ドローン操縦士の仕事をする際、資格は必要ありません。車の運転免許のような、操縦の際の必須資格は存在しませんが、ドローン操縦技能を証明する民間資格が各団体から発行されており、ビジネスや個人で取得する人が続々と増えています。ドローン操縦士として活動するためには機体や法律、天候などの細かい知識が必須になるため、民間講習を受けることで安心して操縦できるでしょう。
また、最近では従来の民間ドローン資格に加えて、国家資格の『無人航空機の操縦者技能証明制度(操縦ライセンス制度)』も設置されました。国家資格もドローン技術を証明する資格の一つですが、取得者は飛行範囲が広くなったり許可申請がスムーズになったりといったメリットがあります。

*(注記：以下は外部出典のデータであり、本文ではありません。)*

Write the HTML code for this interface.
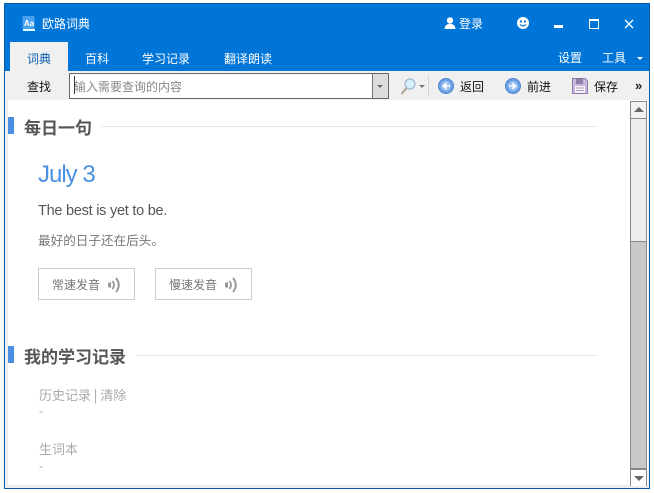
<!DOCTYPE html>
<html><head><meta charset="utf-8">
<style>
html,body{margin:0;padding:0;background:#fff}
body{width:654px;height:493px;position:relative;overflow:hidden;font-family:"Liberation Sans","Noto Sans CJK SC",sans-serif;font-size:12px}
.a{position:absolute;white-space:nowrap}
.t{position:absolute;white-space:nowrap;line-height:16px;font-family:"WenQuanYi Zen Hei","Noto Sans CJK SC",sans-serif;font-size:12px}
.w{color:#fff}.k{color:#111}
.h{position:absolute;white-space:nowrap;font-size:17px;font-weight:bold;color:#555;line-height:20px;font-family:"Noto Sans CJK SC",sans-serif}
.g{color:#777}
.l{color:#aaa}
svg{position:absolute;overflow:visible}
</style></head><body>
<div class="a" style="left:4px;top:3px;width:646px;height:486px;background:#0075d8;box-shadow:inset 0 0 0 1px #0b5ca8"></div>
<div class="a" style="left:5px;top:71px;width:644px;height:417px;background:#ededed"></div>
<div class="a" style="left:8px;top:100px;width:640px;height:385px;background:#fff"></div>
<svg style="left:22px;top:15px" width="14" height="17"><rect x="0.5" y="1" width="12" height="13" fill="#4aa0ee"/><rect x="1" y="14" width="12" height="2" fill="#dff"/><text x="2" y="11" font-size="8" font-weight="bold" fill="#fff" font-family="Liberation Sans">Aa</text></svg>
<div class="t w" style="left:42px;top:16px">欧路词典</div>
<svg style="left:444px;top:17px" width="12" height="12"><circle cx="6" cy="3.5" r="3.2" fill="#fff"/><path d="M0.5 12 C1 8 3 7 6 7 C9 7 11 8 11.5 12Z" fill="#fff"/></svg>
<div class="t w" style="left:459px;top:16px">登录</div>
<svg style="left:517px;top:17px" width="12" height="12"><circle cx="6" cy="6" r="6" fill="#fff"/><circle cx="4" cy="4.5" r="1.1" fill="#0075d8"/><circle cx="8" cy="4.5" r="1.1" fill="#0075d8"/><path d="M3 7.5 Q6 10.5 9 7.5" fill="none" stroke="#0075d8" stroke-width="1.2"/></svg>
<div class="a" style="left:554px;top:25px;width:9px;height:3px;background:#fff"></div>
<div class="a" style="left:589px;top:19px;width:8px;height:7px;border:1px solid #fff;border-top:2px solid #fff"></div>
<svg style="left:624px;top:19px" width="10" height="10"><path d="M1 1L9 9M9 1L1 9" stroke="#fff" stroke-width="1.4"/></svg>
<div class="a" style="left:10px;top:42px;width:58px;height:29px;background:#f0f0f0"></div>
<div class="t" style="left:27px;top:51px;color:#0a5fb0">词典</div>
<div class="t w" style="left:85px;top:51px">百科</div>
<div class="t w" style="left:142px;top:51px">学习记录</div>
<div class="t w" style="left:224px;top:51px">翻译朗读</div>
<div class="t w" style="left:558px;top:50px">设置</div>
<div class="t w" style="left:602px;top:50px">工具</div>
<svg style="left:637px;top:57px" width="7" height="4"><path d="M0 0H6L3 3Z" fill="#fff"/></svg>
<div class="a" style="left:5px;top:71px;width:644px;height:29px;background:#f0f0f0"></div>
<div class="t k" style="left:27px;top:79px">查找</div>
<div class="a" style="left:69px;top:73px;width:318px;height:24px;border:1px solid #666;background:#fff"></div>
<div class="a" style="left:74px;top:76px;width:1px;height:18px;background:#333"></div>
<div class="t" style="left:74px;top:79px;color:#888">输入需要查询的内容</div>
<div class="a" style="left:372px;top:74px;width:15px;height:24px;background:#dcdcdc;border-left:1px solid #777"></div>
<svg style="left:377px;top:85px" width="6" height="4"><path d="M0 0H6L3 3Z" fill="#666"/></svg>
<svg style="left:400px;top:78px" width="16" height="17"><circle cx="10" cy="6" r="5" fill="#d8f0fa" stroke="#8fb0c6"/><path d="M6.5 10L1.5 16" stroke="#b0a48f" stroke-width="2"/></svg>
<svg style="left:419px;top:85px" width="6" height="4"><path d="M0 0H6L3 3Z" fill="#777"/></svg>
<div class="a" style="left:428px;top:76px;width:1px;height:20px;background:#d4d4d4"></div>
<svg style="left:438px;top:78px" width="16" height="16"><circle cx="8" cy="8" r="7.5" fill="#6a9fe6" stroke="#4f86d0"/><circle cx="8" cy="8" r="5" fill="#9cc2f2"/><path d="M12 8H6M8 5.5L5 8L8 10.5Z" stroke="#fff" fill="#fff" stroke-width="1.2"/></svg>
<div class="t k" style="left:460px;top:79px">返回</div>
<svg style="left:505px;top:78px" width="16" height="16"><circle cx="8" cy="8" r="7.5" fill="#6a9fe6" stroke="#4f86d0"/><circle cx="8" cy="8" r="5" fill="#9cc2f2"/><path d="M4 8H10M8 5.5L11 8L8 10.5Z" stroke="#fff" fill="#fff" stroke-width="1.2"/></svg>
<div class="t k" style="left:527px;top:79px">前进</div>
<svg style="left:572px;top:78px" width="16" height="16"><path d="M.5.5H13L15.5 3V15.5H.5Z" fill="#c9b8dc" stroke="#8a78a8"/><rect x="4" y="1" width="7" height="5" fill="#8d7fa6"/><rect x="3" y="8" width="10" height="7" fill="#f4f2f8"/><path d="M4 10H12M4 12.5H12" stroke="#a9a0bc"/></svg>
<div class="t k" style="left:594px;top:79px">保存</div>
<div class="a" style="left:635px;top:79px;font-size:13px;font-weight:bold;line-height:14px;color:#222">»</div>
<div class="a" style="left:630px;top:101px;width:15px;height:16px;background:#f2f2f2;border:1px solid #888"></div>
<svg style="left:634px;top:107px" width="10" height="5"><path d="M0 5L5 0L10 5Z" fill="#666"/></svg>
<div class="a" style="left:630px;top:118px;width:15px;height:122px;background:#eee;border:1px solid #888;border-bottom:2px solid #888"></div>
<div class="a" style="left:630px;top:242px;width:17px;height:226px;background:#c8c8c8;border-left:0"></div>
<div class="a" style="left:630px;top:242px;width:1px;height:244px;background:#888"></div>
<div class="a" style="left:646px;top:242px;width:1px;height:244px;background:#888"></div>
<div class="a" style="left:630px;top:468px;width:17px;height:2px;background:#888"></div>
<div class="a" style="left:631px;top:470px;width:15px;height:16px;background:#fff"></div>
<svg style="left:634px;top:476px" width="10" height="5"><path d="M0 0L5 5L10 0Z" fill="#666"/></svg>
<div class="a" style="left:8px;top:117px;width:6px;height:17px;background:#4a90e2"></div>
<div class="h" style="left:24px;top:117px">每日一句</div>
<div class="a" style="left:101px;top:126px;width:497px;height:1px;background:#e8e8e8"></div>
<div class="a" style="left:38px;top:160px;font-size:24px;letter-spacing:-1px;line-height:30px;color:#4a90e2">July 3</div>
<div class="a" style="left:38px;top:202px;font-size:14.5px;line-height:18px;color:#555;letter-spacing:-.25px">The best is yet to be.</div>
<div class="t g" style="left:38px;top:232px;font-size:12.6px">最好的日子还在后头。</div>
<div class="a" style="left:38px;top:268px;width:95px;height:30px;border:1px solid #ccc"></div>
<div class="t g" style="left:52px;top:277px">常速发音</div>
<svg style="left:107px;top:277px" width="14" height="16"><path d="M1 6L4 5V11L1 10Z" fill="#999"/><path d="M5.5 4Q8.5 8 5.5 12" fill="none" stroke="#999" stroke-width="1.8"/><path d="M9 1Q14.5 8 9 15" fill="none" stroke="#999" stroke-width="2"/></svg>
<div class="a" style="left:155px;top:268px;width:95px;height:30px;border:1px solid #ccc"></div>
<div class="t g" style="left:169px;top:277px">慢速发音</div>
<svg style="left:224px;top:277px" width="14" height="16"><path d="M1 6L4 5V11L1 10Z" fill="#999"/><path d="M5.5 4Q8.5 8 5.5 12" fill="none" stroke="#999" stroke-width="1.8"/><path d="M9 1Q14.5 8 9 15" fill="none" stroke="#999" stroke-width="2"/></svg>
<div class="a" style="left:8px;top:346px;width:6px;height:17px;background:#4a90e2"></div>
<div class="h" style="left:24px;top:346px">我的学习记录</div>
<div class="a" style="left:136px;top:355px;width:462px;height:1px;background:#e8e8e8"></div>
<div class="t l" style="left:39px;top:387px;font-size:13px">历史记录 <span style="color:#999">|</span> 清除</div>
<div class="a" style="left:39px;top:405px;color:#aaa;font-size:12px;line-height:12px">-</div>
<div class="t l" style="left:39px;top:441px;font-size:13px">生词本</div>
<div class="a" style="left:39px;top:460px;color:#aaa;font-size:12px;line-height:12px">-</div>
</body></html>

なお、国家資格は『一等無人航空機操縦士』『二等無人航空機操縦士』の二種類あり、一等を取得することでレベル4飛行が許可されることがドローン操縦士の間で話題になりました。

国指定の民間講習を受けると実地試験が免除されるため、「まずは民間ドローンを取得した後に国家資格取得を検討する」という人も多いようです。
参考:ドローン免許はいらない?
ドローン免許を取るメリット
ここでは、ドローン免許を取るメリットを紹介します。技術の証明になり仕事を獲得しやすい
ドローンの免許を取る一番のメリットは、自身のドローン操縦に関する能力を対外的に証明できる点です。一口に”ドローン操縦できる”と言っても、言葉だけでは「どのレベルの操縦スキルを有しているのか」「どこまでドローンの法律を熟知しているのか」など、操作スキルといった技能力や法律などの知識量は伝わりにくいもの。
資格を持っていれば、技能力や知識量にも裏付けが取れるため、仕事も獲得しやすくなるでしょう。
飛行申請をするときに申請項目を省略できる
ドローンに関する免許を取得すれば、飛行申請を行う時に一部の申請項目を省略できるケースもあります。また中には飛行許可申請が必要となる飛行場所でも、『無人航空機操縦士』などの国家資格を持っていれば、申請を求められないことも。
ドローン操縦を仕事にしていきたいのであれば、都度申請の手間が発生しないよう、ドローン免許の取得も視野に入れておきましょう。
ドローン操縦士の需要・将来性
ドローン操縦士の需要や将来性は今後も右肩上がりと言えます。インプレス総合研究所の調査によると、ドローンビジネス市場規模は3,854億円と推測されており、年々増加傾向にあるとのこと。今後もさらに市場規模が拡大すると推測され、2028年度には9,054億円に達すると見込まれています。年間平均成長率に換算すると、年18.6%増加していく計算です。

各サービス市場はもちろん機体市場の規模も拡大しており、ドローンやドローンポートも続々と普及しています。今後も、各事業の運用体制が本格的に立ち上がっていく見込みです。
周辺サービス事業としてはドローンスクール事業やメンテナンス関連、保険関連などの事業も需要が増加します。ドローン操縦士はもちろんドローンエンジニアやスクール講師といった周辺サービスの職種も増加することを考えると、今後ますますドローンが身近なものとして幅広く認知されていくでしょう。
将来性がある仕事に就きたいならドローン操縦士をチェックしよう
ドローンビジネスの市場規模は今後もますます拡大する見込みで、産業や競技などの領域はもちろん、教育や保険といった周辺ビジネスの需要も高まっています。ドローン操縦士の仕事内容も幅広くなってきており、ドローン操縦士に必要なスキルや知識があればさまざまな現場で活躍できることでしょう。年収に関しても、現場によっては社会人の平均年収を上回るケースも考えられるので、好待遇が見込まれる分野です。
将来性のある仕事に就きたいと考えている人や、手に職をつけてさまざまな分野で活躍したいと考えている人は、ぜひドローン操縦士の仕事や活用されている業界についてチェックしてみてくださいね。ドローン国家資格の取得もおすすめです。